◆ **The problem**:
List each line holding the string "screenshot".

◆ **Records provided**:
▶

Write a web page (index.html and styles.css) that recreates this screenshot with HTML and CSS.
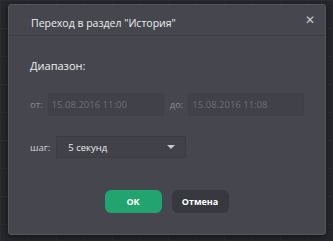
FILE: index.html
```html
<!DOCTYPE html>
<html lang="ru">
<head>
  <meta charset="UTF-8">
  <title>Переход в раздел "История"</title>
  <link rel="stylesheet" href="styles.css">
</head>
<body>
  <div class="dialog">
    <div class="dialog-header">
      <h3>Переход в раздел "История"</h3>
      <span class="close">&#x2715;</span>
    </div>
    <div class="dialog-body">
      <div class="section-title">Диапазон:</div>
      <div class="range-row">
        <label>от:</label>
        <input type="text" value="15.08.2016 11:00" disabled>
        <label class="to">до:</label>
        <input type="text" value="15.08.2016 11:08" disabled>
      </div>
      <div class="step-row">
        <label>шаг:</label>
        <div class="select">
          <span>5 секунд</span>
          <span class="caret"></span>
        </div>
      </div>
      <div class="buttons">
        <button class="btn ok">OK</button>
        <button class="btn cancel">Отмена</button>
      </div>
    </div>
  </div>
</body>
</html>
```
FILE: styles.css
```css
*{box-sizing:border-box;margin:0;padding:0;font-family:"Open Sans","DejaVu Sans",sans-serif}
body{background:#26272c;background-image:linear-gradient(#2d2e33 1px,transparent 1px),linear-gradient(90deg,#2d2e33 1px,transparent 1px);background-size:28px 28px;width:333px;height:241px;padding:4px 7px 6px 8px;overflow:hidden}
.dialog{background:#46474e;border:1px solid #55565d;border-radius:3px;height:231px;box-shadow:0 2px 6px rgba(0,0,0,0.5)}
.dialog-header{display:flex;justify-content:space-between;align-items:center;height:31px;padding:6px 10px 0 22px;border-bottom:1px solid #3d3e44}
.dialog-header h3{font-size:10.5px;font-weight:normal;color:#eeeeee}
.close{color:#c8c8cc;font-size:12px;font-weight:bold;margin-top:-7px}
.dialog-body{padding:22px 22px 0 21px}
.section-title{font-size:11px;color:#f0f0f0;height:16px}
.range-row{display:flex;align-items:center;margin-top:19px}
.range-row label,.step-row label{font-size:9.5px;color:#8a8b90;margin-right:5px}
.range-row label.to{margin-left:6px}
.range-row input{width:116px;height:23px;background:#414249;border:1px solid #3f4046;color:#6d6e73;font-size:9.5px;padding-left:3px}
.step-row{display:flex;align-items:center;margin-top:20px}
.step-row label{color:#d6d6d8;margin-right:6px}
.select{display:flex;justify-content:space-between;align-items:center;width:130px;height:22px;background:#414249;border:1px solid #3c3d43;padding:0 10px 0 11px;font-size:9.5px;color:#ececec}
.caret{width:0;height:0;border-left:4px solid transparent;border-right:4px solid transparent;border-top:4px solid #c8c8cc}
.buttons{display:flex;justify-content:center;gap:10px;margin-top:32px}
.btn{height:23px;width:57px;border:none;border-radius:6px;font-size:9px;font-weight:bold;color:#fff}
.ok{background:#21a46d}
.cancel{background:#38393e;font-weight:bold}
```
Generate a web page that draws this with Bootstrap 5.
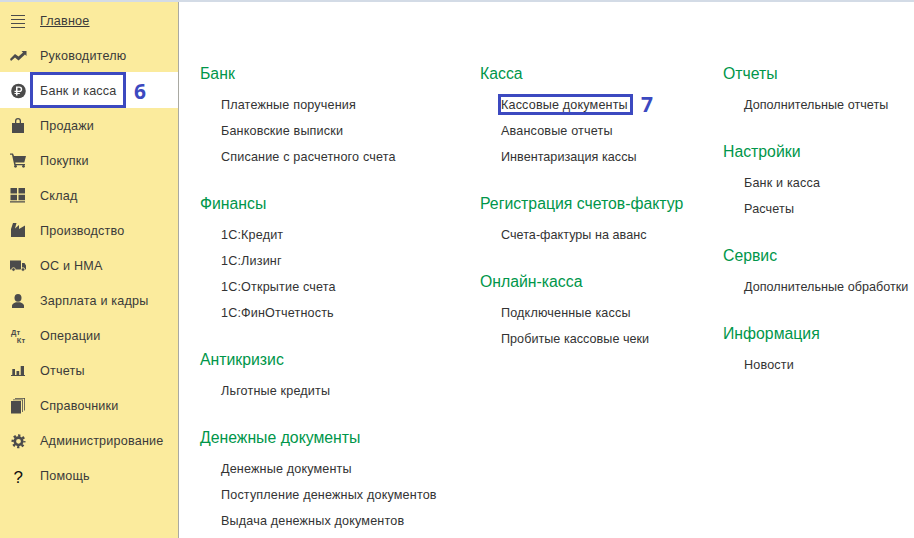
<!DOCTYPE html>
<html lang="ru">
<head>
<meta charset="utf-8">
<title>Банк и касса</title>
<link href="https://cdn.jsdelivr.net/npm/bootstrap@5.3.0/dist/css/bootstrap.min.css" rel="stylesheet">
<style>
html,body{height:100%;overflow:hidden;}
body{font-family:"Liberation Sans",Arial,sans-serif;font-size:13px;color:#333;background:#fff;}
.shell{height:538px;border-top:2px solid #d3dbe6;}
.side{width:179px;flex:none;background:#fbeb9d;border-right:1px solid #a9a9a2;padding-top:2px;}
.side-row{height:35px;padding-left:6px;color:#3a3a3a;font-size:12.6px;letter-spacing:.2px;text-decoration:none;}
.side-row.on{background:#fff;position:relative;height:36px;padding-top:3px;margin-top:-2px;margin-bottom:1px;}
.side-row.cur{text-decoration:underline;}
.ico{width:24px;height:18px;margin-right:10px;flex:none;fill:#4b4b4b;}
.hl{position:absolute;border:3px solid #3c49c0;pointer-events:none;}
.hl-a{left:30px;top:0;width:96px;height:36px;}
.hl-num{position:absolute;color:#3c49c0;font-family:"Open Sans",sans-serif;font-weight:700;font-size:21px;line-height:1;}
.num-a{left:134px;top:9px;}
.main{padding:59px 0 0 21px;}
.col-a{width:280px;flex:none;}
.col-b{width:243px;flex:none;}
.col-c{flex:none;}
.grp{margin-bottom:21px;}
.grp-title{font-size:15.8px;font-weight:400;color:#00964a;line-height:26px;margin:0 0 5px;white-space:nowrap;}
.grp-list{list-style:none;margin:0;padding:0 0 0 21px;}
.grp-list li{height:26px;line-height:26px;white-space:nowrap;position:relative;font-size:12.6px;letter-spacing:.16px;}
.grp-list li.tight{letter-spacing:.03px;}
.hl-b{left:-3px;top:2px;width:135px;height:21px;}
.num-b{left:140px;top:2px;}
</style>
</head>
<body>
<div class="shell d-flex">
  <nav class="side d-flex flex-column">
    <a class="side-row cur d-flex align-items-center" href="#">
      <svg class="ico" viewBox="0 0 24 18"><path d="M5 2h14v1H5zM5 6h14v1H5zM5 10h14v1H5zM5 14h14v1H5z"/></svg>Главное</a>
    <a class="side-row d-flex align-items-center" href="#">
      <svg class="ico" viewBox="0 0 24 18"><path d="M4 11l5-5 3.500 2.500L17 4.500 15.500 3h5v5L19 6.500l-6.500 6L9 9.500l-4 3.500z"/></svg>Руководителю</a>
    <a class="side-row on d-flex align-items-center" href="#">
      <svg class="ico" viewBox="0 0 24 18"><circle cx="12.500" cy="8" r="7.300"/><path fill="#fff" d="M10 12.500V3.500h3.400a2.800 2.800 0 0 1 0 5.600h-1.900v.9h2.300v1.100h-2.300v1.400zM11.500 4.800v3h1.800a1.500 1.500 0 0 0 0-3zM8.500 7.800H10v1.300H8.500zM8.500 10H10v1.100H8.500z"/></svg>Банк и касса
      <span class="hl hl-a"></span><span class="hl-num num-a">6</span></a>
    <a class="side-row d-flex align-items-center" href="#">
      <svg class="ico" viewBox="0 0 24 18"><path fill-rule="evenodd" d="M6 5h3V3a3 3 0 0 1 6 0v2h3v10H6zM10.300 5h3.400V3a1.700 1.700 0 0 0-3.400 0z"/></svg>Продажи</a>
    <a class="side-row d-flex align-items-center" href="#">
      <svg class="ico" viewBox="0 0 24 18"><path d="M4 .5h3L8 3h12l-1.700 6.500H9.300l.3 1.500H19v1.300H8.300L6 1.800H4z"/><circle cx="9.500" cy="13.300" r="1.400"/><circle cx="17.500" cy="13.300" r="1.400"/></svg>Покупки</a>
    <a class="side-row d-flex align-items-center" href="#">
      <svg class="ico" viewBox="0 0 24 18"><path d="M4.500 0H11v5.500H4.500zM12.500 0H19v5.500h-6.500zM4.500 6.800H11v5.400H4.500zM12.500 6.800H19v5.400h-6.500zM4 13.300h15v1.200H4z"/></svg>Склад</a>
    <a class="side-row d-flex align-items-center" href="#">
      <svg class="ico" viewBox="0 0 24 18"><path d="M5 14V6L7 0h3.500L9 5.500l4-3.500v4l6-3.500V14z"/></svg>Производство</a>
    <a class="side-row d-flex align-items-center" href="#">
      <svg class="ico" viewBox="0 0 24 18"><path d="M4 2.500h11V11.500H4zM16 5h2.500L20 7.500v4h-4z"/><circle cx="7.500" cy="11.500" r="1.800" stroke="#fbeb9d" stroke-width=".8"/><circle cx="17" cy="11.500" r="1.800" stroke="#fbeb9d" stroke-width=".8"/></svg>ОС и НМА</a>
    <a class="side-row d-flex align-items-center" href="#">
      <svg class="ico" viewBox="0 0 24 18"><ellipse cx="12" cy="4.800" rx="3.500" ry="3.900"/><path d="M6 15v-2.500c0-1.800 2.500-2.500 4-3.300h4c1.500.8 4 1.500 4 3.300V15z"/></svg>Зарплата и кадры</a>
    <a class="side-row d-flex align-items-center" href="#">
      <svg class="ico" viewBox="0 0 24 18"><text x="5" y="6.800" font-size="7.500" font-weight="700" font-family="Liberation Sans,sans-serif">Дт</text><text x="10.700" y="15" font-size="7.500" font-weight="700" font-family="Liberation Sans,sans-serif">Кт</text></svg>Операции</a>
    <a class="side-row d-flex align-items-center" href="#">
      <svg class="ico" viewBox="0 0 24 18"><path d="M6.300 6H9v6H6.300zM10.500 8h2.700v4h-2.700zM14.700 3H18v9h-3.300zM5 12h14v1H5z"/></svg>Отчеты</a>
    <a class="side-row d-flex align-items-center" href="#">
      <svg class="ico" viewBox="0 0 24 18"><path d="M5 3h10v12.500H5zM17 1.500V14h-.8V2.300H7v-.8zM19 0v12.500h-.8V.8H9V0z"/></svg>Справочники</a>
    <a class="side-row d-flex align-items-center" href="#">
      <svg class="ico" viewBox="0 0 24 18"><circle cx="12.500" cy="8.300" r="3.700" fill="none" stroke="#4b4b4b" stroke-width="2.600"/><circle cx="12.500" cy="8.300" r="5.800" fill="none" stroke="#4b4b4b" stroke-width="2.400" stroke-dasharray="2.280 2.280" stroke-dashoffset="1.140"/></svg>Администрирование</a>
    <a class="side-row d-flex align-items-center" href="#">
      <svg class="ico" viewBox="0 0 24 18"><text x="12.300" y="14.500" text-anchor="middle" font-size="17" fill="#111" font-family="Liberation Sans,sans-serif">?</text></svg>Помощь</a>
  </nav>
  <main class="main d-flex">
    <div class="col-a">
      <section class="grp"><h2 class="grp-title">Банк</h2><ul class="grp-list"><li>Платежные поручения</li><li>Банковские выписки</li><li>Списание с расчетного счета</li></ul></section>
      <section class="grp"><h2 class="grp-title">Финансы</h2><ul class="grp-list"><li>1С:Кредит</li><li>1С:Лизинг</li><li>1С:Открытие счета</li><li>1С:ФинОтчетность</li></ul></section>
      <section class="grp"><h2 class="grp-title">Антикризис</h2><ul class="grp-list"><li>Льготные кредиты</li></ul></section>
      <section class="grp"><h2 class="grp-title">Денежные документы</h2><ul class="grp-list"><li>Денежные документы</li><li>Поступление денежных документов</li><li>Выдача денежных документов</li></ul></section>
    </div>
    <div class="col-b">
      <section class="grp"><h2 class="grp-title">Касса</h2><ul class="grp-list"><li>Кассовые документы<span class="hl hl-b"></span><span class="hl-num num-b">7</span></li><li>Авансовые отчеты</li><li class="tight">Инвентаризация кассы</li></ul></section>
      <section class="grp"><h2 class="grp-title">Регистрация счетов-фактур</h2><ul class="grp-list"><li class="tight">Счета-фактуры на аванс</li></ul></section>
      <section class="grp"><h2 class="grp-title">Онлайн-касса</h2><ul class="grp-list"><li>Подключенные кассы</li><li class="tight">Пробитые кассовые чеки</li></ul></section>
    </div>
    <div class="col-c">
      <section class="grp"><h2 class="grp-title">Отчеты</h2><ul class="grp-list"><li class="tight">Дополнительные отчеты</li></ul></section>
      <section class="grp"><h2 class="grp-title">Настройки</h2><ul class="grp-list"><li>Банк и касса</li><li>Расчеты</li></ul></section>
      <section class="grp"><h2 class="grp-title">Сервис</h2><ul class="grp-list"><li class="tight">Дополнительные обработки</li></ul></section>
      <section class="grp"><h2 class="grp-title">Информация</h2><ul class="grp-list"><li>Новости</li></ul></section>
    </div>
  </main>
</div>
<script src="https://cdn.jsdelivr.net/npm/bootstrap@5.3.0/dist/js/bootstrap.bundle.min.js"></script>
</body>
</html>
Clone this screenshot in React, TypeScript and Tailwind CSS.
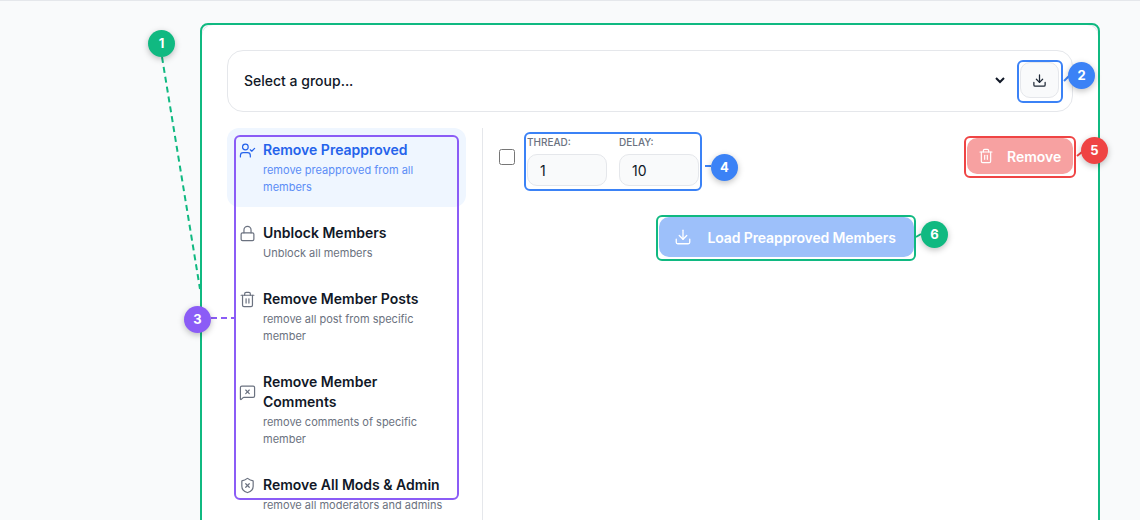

◀

◆ **Exercise response**:
Write a web page (index.html and styles.css) that recreates this screenshot with HTML and CSS.
Clone this screenshot in React, TypeScript and Tailwind CSS.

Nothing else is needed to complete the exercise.